Workflow of Characterization for Superconductors

Here is presented how a variety of characterization methods are used to locate and extract key samples for precise analysis using advanced characterization tools, such as Transmission Electron Microscopy. The objective of this work is to pre-select the sample needs from the exact location where materials present the properties and characteristics of interest. This is usually not a problem for homogeneous samples, which is rarely the case in real-life manufacturing. Today Machine Learning (ML) algorithms are allowing rapid interpretation of data, in our case we discuss Raman, SEM, etc. maps where we collect up to 10⁵ spectra to determine areas of predominance with key features that are associated to performance. Those can be areas with defects or pristine conditions. The workhorse for our characterization is Raman because of its simplicity, affordability, accuracy and micrometric resolution.
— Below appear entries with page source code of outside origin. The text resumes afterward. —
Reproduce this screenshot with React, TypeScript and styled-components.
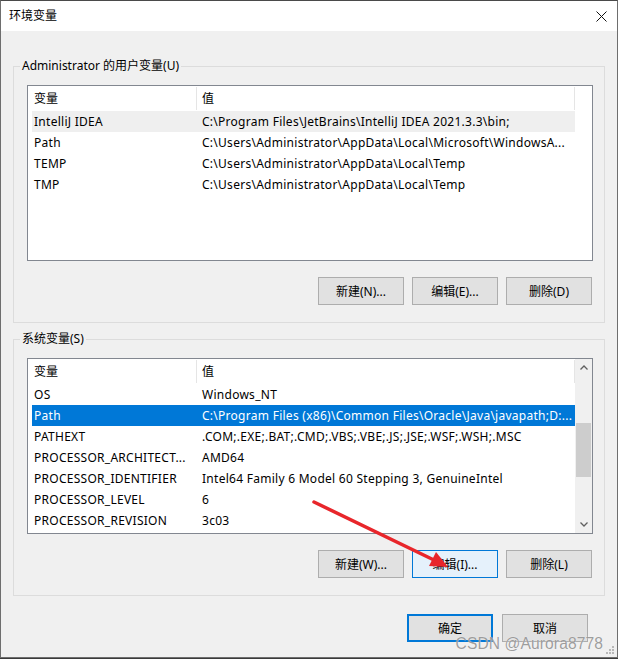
import React from 'react';
import styled, { createGlobalStyle } from 'styled-components';

const FONT = `"Noto Sans", "Noto Sans CJK SC", sans-serif`;

const GlobalStyle = createGlobalStyle`
  html, body {
    margin: 0;
    padding: 0;
    background: #3a3a3a;
  }
  * {
    box-sizing: border-box;
  }
`;

type Row = { name: string; value: string; state?: 'hover' | 'selected' };

const userVars: Row[] = [
  { name: 'IntelliJ IDEA', value: 'C:\\Program Files\\JetBrains\\IntelliJ IDEA 2021.3.3\\bin;', state: 'hover' },
  { name: 'Path', value: 'C:\\Users\\Administrator\\AppData\\Local\\Microsoft\\WindowsA...' },
  { name: 'TEMP', value: 'C:\\Users\\Administrator\\AppData\\Local\\Temp' },
  { name: 'TMP', value: 'C:\\Users\\Administrator\\AppData\\Local\\Temp' },
];

const systemVars: Row[] = [
  { name: 'OS', value: 'Windows_NT' },
  { name: 'Path', value: 'C:\\Program Files (x86)\\Common Files\\Oracle\\Java\\javapath;D:...', state: 'selected' },
  { name: 'PATHEXT', value: '.COM;.EXE;.BAT;.CMD;.VBS;.VBE;.JS;.JSE;.WSF;.WSH;.MSC' },
  { name: 'PROCESSOR_ARCHITECT...', value: 'AMD64' },
  { name: 'PROCESSOR_IDENTIFIER', value: 'Intel64 Family 6 Model 60 Stepping 3, GenuineIntel' },
  { name: 'PROCESSOR_LEVEL', value: '6' },
  { name: 'PROCESSOR_REVISION', value: '3c03' },
];

const VarList = ({ rows, scroll }: { rows: Row[]; scroll?: boolean }) => (
  <ListBox>
    <TableArea>
      <HeaderRow>
        <HeaderCell $first>变量</HeaderCell>
        <HeaderCell>值</HeaderCell>
      </HeaderRow>
      {rows.map((r) => (
        <ItemRow key={r.name} $state={r.state}>
          <NameCell>{r.name}</NameCell>
          <ValueCell>{r.value}</ValueCell>
        </ItemRow>
      ))}
    </TableArea>
    <ScrollTrack $visible={!!scroll}>
      {scroll && (
        <>
          <ScrollButton>
            <svg width="8" height="5" viewBox="0 0 8 5">
              <path d="M0.5 4.5 L4 1 L7.5 4.5" fill="none" stroke="#606060" strokeWidth="1.3" />
            </svg>
          </ScrollButton>
          <ThumbSlot>
            <Thumb />
          </ThumbSlot>
          <ScrollButton>
            <svg width="8" height="5" viewBox="0 0 8 5">
              <path d="M0.5 0.5 L4 4 L7.5 0.5" fill="none" stroke="#606060" strokeWidth="1.3" />
            </svg>
          </ScrollButton>
        </>
      )}
    </ScrollTrack>
  </ListBox>
);

const App = () => {
  return (
    <>
      <GlobalStyle />
      <Window>
        <TitleBar>
          <Title>环境变量</Title>
          <CloseButton>
            <svg width="11" height="11" viewBox="0 0 11 11">
              <path d="M0.5 0.5 L10.5 10.5 M10.5 0.5 L0.5 10.5" stroke="#111" strokeWidth="1" />
            </svg>
          </CloseButton>
        </TitleBar>
        <Body>
          <Group>
            <GroupLabel>Administrator 的用户变量(U)</GroupLabel>
            <VarList rows={userVars} />
            <ButtonRow>
              <Button>新建(N)...</Button>
              <Button>编辑(E)...</Button>
              <Button>删除(D)</Button>
            </ButtonRow>
          </Group>
          <Group>
            <GroupLabel>系统变量(S)</GroupLabel>
            <VarList rows={systemVars} scroll />
            <ButtonRow>
              <Button>新建(W)...</Button>
              <Button $hover>编辑(I)...</Button>
              <Button>删除(L)</Button>
            </ButtonRow>
          </Group>
          <Footer>
            <Button $default>确定</Button>
            <Button>取消</Button>
          </Footer>
        </Body>
        <Watermark>CSDN @Aurora8778</Watermark>
        <Grip width="9" height="9" viewBox="0 0 9 9">
          <g fill="#b8b8b8">
            <rect x="7" y="1" width="2" height="2" />
            <rect x="4" y="4" width="2" height="2" />
            <rect x="7" y="4" width="2" height="2" />
            <rect x="1" y="7" width="2" height="2" />
            <rect x="4" y="7" width="2" height="2" />
            <rect x="7" y="7" width="2" height="2" />
          </g>
        </Grip>
        <Arrow width="618" height="659" viewBox="0 0 618 659">
          <line x1="314" y1="502" x2="436" y2="561" stroke="#e8262b" strokeWidth="3.5" strokeLinecap="round" />
          <polygon points="448,567 429,566 436,552" fill="#e8262b" />
        </Arrow>
      </Window>
    </>
  );
};

export default App;

const Window = styled.div`
  position: relative;
  width: 618px;
  height: 658px;
  display: flex;
  flex-direction: column;
  border: 1px solid #6e6e6e;
  border-top-color: #4a4a4a;
  background: #f0f0f0;
  font-family: ${FONT};
  font-size: 12px;
  color: #000;
  overflow: hidden;
`;

const TitleBar = styled.div`
  height: 30px;
  flex: 0 0 30px;
  background: #fff;
  display: flex;
  align-items: center;
  justify-content: space-between;
  padding: 0 10px 0 8px;
`;

const Title = styled.span`
  font-size: 12px;
  line-height: 16px;
`;

const CloseButton = styled.div`
  width: 11px;
  height: 11px;
  display: flex;
  margin-top: 1px;
`;

const Body = styled.div`
  flex: 1;
  display: flex;
  flex-direction: column;
  padding: 35px 12px 0 12px;
  gap: 16px;
`;

const Group = styled.div`
  position: relative;
  height: 257px;
  border: 1px solid #dcdcdc;
  padding: 18px 11px 0 13px;
  display: flex;
  flex-direction: column;
`;

const GroupLabel = styled.span`
  position: absolute;
  top: -9px;
  left: 6px;
  padding: 0 2px;
  line-height: 16px;
  background: #f0f0f0;
  white-space: nowrap;
`;

const ListBox = styled.div`
  height: 176px;
  border: 1px solid #828790;
  background: #fff;
  display: flex;
  overflow: hidden;
`;

const TableArea = styled.div`
  flex: 1;
  min-width: 0;
  padding-left: 4px;
  display: flex;
  flex-direction: column;
`;

const HeaderRow = styled.div`
  height: 25px;
  flex: 0 0 25px;
  display: flex;
  align-items: stretch;
`;

const HeaderCell = styled.div<{ $first?: boolean }>`
  display: flex;
  align-items: center;
  padding-left: ${({ $first }) => ($first ? '2px' : '5px')};
  width: ${({ $first }) => ($first ? '165px' : 'auto')};
  flex: ${({ $first }) => ($first ? '0 0 165px' : '1')};
  border-right: 1px solid #e5e5e5;
  margin: 1px 0 1px;
  padding-bottom: 1px;
`;

const ItemRow = styled.div<{ $state?: 'hover' | 'selected' }>`
  height: 21px;
  flex: 0 0 21px;
  display: flex;
  align-items: center;
  letter-spacing: 0.27px;
  background: ${({ $state }) =>
    $state === 'selected' ? '#0078d7' : $state === 'hover' ? '#efefef' : 'transparent'};
  color: ${({ $state }) => ($state === 'selected' ? '#fff' : '#000')};
`;

const NameCell = styled.div`
  flex: 0 0 165px;
  padding-left: 2px;
  white-space: nowrap;
  overflow: hidden;
`;

const ValueCell = styled.div`
  flex: 1;
  min-width: 0;
  padding-left: 5px;
  white-space: nowrap;
  overflow: hidden;
`;

const ScrollTrack = styled.div<{ $visible: boolean }>`
  width: 17px;
  flex: 0 0 17px;
  display: flex;
  flex-direction: column;
  background: ${({ $visible }) => ($visible ? '#f0f0f0' : 'transparent')};
`;

const ScrollButton = styled.div`
  height: 17px;
  flex: 0 0 17px;
  display: flex;
  align-items: center;
  justify-content: center;
`;

const ThumbSlot = styled.div`
  flex: 1;
  padding: 47px 1px 0;
`;

const Thumb = styled.div`
  height: 54px;
  background: #cdcdcd;
`;

const ButtonRow = styled.div`
  display: flex;
  justify-content: flex-end;
  gap: 8px;
  margin-top: 16px;
  padding-right: 1px;
`;

const Button = styled.div<{ $hover?: boolean; $default?: boolean }>`
  width: 86px;
  height: 28px;
  display: flex;
  align-items: center;
  justify-content: center;
  background: ${({ $hover }) => ($hover ? '#e5f1fb' : '#e1e1e1')};
  border: ${({ $hover, $default }) =>
    $default ? '2px solid #0078d7' : $hover ? '1px solid #0078d7' : '1px solid #adadad'};
  white-space: nowrap;
`;

const Footer = styled.div`
  display: flex;
  justify-content: flex-end;
  gap: 9px;
  margin-top: 2px;
  padding-right: 17px;
`;

const Watermark = styled.div`
  position: absolute;
  right: 14px;
  bottom: 4px;
  font-family: "Liberation Sans", Arial, sans-serif;
  font-size: 15.6px;
  color: rgba(140, 140, 140, 0.85);
  text-shadow: 0 0 1px rgba(255, 255, 255, 0.8);
  letter-spacing: 0.1px;
  pointer-events: none;
`;

const Grip = styled.svg`
  position: absolute;
  right: 3px;
  bottom: 3px;
`;

const Arrow = styled.svg`
  position: absolute;
  left: -1px;
  top: -1px;
  pointer-events: none;
`;
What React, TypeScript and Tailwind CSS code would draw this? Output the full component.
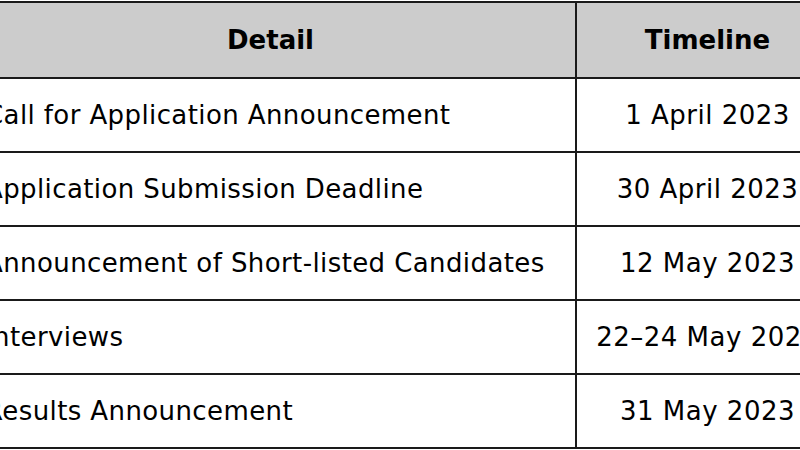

Raman requires minimal sample preparation and provides global evaluation at the meso- and macro or bulk levels. Unfortunately, the amount of data for a map for industrial-ready set ups can reach meters. To understand and analyze the data in an effective manner the results are analyzed using ML. This unique approach helps to study the exact location where in-depth (e.g., atomic resolution) analysis is critical, allowing the identification of areas that will reveal paradigms related to performance. Here we will focus to present our results for superconductors. This simplified approach minimizes the labor intensity of other techniques such as XPS, FIB/pFIB, CF, ToF-SIMS, but particularly transmission and scanning transmission electron microscopy including EDS (2D and 3D), HAADF and EELS.